As with the traditional church, there is a range of beliefs in this group. Some are passionately committed to newer styles of worship and want nothing to do with the old hymns. For others, it is more of a mild preference.

Three Truths

As I look at these two sub-churches within my congregation, I am convinced of three things. First, both of these groups believe the Bible and want to proclaim the gospel. This is not a matter of one group loving Jesus and the other not. Both of these groups are filled with blood-bought, Bible-loving, gospel-preaching, Jesus-loving folks.

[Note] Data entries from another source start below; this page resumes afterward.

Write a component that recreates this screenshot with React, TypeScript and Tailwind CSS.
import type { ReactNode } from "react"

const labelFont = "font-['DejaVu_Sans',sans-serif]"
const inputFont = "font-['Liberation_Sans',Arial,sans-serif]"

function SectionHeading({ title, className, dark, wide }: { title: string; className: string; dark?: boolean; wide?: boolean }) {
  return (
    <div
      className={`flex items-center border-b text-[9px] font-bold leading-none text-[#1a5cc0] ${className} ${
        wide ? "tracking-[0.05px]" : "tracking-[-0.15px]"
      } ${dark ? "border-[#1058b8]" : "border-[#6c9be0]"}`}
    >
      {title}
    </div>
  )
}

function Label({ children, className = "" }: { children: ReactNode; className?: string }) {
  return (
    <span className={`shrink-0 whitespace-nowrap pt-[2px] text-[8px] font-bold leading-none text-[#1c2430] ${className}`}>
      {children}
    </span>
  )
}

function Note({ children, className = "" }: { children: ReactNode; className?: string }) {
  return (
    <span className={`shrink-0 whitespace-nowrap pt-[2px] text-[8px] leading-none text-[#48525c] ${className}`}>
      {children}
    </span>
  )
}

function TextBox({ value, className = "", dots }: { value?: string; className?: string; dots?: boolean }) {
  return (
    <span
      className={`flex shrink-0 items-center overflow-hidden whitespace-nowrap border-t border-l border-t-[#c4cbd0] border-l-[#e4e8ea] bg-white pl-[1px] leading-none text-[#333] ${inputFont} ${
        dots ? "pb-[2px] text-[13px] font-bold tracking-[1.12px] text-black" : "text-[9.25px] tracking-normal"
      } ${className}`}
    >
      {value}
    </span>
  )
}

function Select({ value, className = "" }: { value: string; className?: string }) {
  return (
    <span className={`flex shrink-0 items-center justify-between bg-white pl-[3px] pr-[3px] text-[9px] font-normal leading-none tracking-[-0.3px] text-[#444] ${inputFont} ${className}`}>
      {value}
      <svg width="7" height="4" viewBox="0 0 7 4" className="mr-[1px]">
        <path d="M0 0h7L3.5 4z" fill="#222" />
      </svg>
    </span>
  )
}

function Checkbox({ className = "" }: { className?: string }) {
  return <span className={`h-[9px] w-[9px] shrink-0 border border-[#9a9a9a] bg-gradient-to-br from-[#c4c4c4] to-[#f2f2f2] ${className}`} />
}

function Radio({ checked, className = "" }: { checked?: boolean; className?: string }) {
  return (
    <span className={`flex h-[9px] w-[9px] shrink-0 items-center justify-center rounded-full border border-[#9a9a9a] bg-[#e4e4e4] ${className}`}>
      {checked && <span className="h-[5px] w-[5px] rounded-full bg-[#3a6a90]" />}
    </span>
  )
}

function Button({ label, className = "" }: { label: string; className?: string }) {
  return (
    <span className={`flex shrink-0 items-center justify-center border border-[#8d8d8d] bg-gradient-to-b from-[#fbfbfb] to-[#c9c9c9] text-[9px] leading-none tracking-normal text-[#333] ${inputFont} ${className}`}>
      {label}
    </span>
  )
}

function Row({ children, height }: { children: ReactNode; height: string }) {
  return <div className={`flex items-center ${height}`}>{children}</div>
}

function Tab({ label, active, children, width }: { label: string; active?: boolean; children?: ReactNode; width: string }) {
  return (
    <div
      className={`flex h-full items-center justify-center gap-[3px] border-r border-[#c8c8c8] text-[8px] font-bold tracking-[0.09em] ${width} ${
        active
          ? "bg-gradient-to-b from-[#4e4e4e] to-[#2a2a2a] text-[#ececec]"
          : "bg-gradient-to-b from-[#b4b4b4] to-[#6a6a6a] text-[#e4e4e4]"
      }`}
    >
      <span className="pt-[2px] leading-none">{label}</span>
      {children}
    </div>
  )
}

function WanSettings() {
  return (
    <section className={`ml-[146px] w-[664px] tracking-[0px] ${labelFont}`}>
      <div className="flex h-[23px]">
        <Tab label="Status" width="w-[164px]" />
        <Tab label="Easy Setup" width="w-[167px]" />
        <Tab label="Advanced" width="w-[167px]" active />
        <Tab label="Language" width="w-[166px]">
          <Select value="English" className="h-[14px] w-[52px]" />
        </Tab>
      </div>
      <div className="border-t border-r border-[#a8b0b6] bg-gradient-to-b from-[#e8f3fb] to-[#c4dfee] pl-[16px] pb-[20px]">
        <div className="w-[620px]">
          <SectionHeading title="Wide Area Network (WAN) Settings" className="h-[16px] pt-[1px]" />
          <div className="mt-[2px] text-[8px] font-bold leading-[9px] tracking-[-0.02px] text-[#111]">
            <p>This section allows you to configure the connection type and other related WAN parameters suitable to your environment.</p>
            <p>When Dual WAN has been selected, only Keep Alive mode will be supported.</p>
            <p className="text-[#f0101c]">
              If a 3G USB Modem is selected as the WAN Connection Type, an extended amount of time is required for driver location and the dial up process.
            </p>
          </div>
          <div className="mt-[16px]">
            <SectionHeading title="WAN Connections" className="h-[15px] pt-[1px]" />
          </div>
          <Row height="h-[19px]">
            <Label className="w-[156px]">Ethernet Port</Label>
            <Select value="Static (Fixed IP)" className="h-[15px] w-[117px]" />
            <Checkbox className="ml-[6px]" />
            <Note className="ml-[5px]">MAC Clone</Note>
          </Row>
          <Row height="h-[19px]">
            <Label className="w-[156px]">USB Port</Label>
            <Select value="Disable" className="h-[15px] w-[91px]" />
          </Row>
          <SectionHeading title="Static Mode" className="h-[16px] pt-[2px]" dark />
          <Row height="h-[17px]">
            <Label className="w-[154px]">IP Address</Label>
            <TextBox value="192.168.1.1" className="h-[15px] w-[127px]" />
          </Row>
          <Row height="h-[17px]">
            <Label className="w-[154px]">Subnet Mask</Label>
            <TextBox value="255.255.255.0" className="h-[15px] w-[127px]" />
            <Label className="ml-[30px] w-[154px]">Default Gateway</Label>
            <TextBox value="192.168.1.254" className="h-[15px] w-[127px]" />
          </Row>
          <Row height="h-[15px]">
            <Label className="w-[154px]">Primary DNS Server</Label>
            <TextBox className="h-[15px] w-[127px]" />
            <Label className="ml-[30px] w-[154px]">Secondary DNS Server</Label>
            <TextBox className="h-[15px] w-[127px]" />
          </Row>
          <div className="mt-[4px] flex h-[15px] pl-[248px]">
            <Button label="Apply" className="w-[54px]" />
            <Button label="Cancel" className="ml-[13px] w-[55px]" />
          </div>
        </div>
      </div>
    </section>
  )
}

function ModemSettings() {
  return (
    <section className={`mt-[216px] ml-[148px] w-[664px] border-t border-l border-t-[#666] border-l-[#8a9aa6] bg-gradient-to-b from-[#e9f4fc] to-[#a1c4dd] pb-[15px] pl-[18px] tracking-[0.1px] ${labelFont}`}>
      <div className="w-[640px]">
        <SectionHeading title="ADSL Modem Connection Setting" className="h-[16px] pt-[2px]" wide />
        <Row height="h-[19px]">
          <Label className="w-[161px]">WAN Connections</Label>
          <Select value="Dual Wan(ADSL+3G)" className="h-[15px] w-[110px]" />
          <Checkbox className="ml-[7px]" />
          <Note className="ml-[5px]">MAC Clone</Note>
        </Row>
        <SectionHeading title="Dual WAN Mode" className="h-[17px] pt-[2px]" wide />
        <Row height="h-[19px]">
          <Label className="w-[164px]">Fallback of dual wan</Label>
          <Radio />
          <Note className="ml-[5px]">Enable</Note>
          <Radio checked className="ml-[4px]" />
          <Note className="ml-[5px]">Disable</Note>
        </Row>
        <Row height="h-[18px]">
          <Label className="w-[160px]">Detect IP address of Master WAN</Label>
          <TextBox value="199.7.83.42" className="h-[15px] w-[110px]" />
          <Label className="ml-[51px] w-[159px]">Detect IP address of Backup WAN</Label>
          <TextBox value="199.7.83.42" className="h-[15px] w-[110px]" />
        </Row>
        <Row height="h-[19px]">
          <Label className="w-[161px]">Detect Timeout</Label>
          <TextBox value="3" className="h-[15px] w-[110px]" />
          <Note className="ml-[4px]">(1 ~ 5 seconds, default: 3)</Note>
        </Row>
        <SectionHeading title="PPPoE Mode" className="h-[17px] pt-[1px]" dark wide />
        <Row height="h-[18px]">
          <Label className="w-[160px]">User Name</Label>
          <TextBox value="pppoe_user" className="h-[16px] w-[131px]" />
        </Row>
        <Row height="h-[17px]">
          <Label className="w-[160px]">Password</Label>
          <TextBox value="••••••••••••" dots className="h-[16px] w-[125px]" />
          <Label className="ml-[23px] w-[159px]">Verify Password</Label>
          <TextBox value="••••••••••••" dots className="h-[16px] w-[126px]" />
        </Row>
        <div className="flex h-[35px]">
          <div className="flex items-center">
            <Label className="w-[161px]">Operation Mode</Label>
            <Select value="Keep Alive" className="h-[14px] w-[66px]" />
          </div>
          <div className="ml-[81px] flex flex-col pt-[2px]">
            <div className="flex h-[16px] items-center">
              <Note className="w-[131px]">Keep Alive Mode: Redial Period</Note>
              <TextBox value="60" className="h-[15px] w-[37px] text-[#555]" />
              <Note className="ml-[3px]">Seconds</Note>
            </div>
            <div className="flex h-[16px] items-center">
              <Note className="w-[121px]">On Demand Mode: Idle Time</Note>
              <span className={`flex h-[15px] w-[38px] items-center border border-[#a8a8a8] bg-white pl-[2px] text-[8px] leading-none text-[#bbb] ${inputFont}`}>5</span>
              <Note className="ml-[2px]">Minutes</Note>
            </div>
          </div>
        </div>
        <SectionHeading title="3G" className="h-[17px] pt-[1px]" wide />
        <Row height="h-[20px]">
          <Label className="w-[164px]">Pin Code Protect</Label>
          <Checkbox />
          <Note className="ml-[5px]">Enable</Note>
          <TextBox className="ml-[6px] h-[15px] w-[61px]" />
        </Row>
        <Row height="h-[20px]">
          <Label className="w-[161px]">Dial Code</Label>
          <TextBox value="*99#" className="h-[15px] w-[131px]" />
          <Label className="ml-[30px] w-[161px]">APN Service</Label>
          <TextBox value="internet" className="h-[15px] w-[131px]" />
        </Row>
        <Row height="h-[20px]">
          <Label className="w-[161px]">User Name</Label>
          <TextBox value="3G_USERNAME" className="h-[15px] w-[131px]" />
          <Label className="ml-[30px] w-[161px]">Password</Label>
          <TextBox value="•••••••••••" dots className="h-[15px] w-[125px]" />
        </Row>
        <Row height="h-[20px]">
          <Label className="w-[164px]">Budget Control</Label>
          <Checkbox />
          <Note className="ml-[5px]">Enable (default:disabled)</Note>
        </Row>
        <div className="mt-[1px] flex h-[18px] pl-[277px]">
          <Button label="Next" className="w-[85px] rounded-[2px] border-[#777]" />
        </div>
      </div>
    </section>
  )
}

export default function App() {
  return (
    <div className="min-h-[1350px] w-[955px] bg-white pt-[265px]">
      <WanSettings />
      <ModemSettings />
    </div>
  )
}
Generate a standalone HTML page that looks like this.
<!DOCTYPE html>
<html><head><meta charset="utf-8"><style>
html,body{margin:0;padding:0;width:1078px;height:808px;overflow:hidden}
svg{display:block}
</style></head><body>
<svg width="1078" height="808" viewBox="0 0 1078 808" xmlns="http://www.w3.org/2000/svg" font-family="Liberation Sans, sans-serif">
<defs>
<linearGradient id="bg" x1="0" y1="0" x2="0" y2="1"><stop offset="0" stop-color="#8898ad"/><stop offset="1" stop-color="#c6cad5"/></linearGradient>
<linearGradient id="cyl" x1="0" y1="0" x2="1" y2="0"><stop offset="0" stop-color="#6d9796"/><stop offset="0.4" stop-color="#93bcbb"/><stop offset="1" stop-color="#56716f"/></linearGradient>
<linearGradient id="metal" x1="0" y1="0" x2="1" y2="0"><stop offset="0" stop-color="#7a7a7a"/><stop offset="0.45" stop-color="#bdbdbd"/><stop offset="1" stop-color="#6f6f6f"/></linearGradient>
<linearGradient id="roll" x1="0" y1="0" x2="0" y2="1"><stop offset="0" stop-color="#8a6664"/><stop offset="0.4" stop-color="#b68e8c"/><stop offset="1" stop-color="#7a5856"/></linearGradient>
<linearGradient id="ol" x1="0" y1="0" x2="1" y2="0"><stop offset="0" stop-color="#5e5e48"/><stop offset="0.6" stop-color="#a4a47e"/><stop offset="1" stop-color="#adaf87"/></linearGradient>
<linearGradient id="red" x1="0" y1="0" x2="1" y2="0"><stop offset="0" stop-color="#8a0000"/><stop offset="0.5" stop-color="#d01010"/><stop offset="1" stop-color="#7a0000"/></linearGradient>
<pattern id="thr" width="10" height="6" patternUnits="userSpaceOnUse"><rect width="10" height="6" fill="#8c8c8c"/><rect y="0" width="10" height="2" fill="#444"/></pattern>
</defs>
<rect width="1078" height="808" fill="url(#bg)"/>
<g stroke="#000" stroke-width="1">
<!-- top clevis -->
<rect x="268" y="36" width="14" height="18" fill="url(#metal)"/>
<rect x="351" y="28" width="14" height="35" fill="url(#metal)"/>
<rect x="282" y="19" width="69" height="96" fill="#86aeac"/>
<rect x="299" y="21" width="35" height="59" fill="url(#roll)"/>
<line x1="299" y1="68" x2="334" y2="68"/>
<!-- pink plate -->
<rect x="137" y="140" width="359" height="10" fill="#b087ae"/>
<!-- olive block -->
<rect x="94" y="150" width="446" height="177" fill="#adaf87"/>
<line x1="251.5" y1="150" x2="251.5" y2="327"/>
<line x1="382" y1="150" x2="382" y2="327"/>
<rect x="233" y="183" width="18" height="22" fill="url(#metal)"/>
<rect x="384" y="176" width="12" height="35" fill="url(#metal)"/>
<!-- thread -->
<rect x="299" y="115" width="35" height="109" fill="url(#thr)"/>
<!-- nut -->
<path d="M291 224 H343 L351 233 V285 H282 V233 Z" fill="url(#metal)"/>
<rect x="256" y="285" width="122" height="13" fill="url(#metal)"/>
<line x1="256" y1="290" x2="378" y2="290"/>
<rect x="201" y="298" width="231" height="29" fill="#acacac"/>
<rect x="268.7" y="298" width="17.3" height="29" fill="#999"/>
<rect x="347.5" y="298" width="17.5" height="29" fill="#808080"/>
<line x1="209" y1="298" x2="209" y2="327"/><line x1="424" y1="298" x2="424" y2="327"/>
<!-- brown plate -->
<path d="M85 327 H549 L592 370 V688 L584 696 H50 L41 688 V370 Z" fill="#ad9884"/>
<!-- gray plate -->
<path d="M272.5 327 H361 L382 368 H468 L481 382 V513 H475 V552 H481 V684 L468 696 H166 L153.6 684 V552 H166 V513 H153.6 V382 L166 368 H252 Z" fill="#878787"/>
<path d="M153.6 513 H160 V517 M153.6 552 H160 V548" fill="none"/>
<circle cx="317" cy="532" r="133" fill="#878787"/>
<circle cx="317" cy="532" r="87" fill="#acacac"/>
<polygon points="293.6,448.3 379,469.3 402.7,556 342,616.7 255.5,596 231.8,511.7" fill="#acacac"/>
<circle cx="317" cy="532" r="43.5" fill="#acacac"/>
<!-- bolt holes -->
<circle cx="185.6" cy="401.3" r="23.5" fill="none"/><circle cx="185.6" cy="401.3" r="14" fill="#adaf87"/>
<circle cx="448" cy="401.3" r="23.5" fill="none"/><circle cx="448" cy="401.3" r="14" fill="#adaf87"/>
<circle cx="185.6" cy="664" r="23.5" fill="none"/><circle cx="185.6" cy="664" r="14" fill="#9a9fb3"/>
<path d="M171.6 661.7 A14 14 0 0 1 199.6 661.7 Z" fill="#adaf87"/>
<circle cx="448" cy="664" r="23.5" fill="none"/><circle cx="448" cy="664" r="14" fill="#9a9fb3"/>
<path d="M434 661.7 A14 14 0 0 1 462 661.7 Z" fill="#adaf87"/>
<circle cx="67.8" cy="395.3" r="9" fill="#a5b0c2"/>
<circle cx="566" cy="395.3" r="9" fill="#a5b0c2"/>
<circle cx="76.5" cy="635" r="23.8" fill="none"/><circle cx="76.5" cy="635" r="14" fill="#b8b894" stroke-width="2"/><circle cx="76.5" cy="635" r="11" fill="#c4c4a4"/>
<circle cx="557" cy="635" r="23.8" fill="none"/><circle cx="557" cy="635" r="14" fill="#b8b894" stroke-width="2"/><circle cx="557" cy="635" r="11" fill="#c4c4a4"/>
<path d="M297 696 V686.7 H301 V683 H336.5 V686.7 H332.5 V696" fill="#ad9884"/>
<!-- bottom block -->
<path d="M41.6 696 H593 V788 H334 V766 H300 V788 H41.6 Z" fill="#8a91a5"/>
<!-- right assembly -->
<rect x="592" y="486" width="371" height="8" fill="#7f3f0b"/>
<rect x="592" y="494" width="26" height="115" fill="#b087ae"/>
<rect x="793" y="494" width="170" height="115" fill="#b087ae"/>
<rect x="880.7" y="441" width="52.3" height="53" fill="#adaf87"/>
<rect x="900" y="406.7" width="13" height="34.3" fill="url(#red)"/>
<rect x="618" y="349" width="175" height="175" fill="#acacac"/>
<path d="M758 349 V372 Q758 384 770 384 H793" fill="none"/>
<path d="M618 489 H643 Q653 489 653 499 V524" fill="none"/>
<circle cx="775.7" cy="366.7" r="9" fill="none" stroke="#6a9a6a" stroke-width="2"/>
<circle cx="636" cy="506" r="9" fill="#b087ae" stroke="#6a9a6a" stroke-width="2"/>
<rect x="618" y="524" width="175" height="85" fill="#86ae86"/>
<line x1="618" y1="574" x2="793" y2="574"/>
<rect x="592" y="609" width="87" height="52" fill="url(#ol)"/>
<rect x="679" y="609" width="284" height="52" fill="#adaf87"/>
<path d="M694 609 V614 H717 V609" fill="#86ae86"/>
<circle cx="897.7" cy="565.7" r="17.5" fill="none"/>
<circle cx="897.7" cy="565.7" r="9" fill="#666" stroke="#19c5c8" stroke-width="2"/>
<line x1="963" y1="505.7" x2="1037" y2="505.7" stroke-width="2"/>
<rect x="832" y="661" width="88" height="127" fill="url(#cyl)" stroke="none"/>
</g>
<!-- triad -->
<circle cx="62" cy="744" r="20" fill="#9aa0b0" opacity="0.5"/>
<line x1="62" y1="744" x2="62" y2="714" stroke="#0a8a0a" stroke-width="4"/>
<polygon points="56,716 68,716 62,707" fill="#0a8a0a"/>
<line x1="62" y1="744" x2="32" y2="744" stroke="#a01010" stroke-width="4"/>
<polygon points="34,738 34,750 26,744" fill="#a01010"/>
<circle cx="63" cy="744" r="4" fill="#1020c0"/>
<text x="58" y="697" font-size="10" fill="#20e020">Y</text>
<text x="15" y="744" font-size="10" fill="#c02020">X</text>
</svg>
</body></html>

Second, both of these groups believe that their preference of worship style is best for honoring God and promoting the work of the church. It is not that one group wants the church to grow and the other does not. They are both committed to the advancement of the kingdom through the growth of the church.

That leads me to my third point. These two groups are very difficult to bring together. I sat in the living room of a man who has asked to have his name removed from our membership roles. He does not want to be part of a church that will hold a contemporary worship service. It is not enough that we have a traditional service. We must have no other kind.

Many churches have tried a blended service, and that is probably the best compromise most can reach. However, these services tend to leave everyone a little dissatisfied. The strong traditionalist doesn’t want a blended service. He wants hymns and nothing else. Those who want contemporary worship usually find traditional worship to be unfulfilling and inferior.

It is a daunting task to consider bringing these two churches together into one church. The ultimate question is whether it is worth it to even try.

Next time, we will look at Ephesians 5:19 and begin a study of what the Bible says about music.

1 comment:

davidbmclaughlin.com said...

This is a fantastic post. I was raised in a VERY traditional church and now attend one of those seeker-sensitive churches everyone loves to hate.

I think you have done an outstanding job describing the groups involved in this post.

i'll be praying for your recovery from west nile.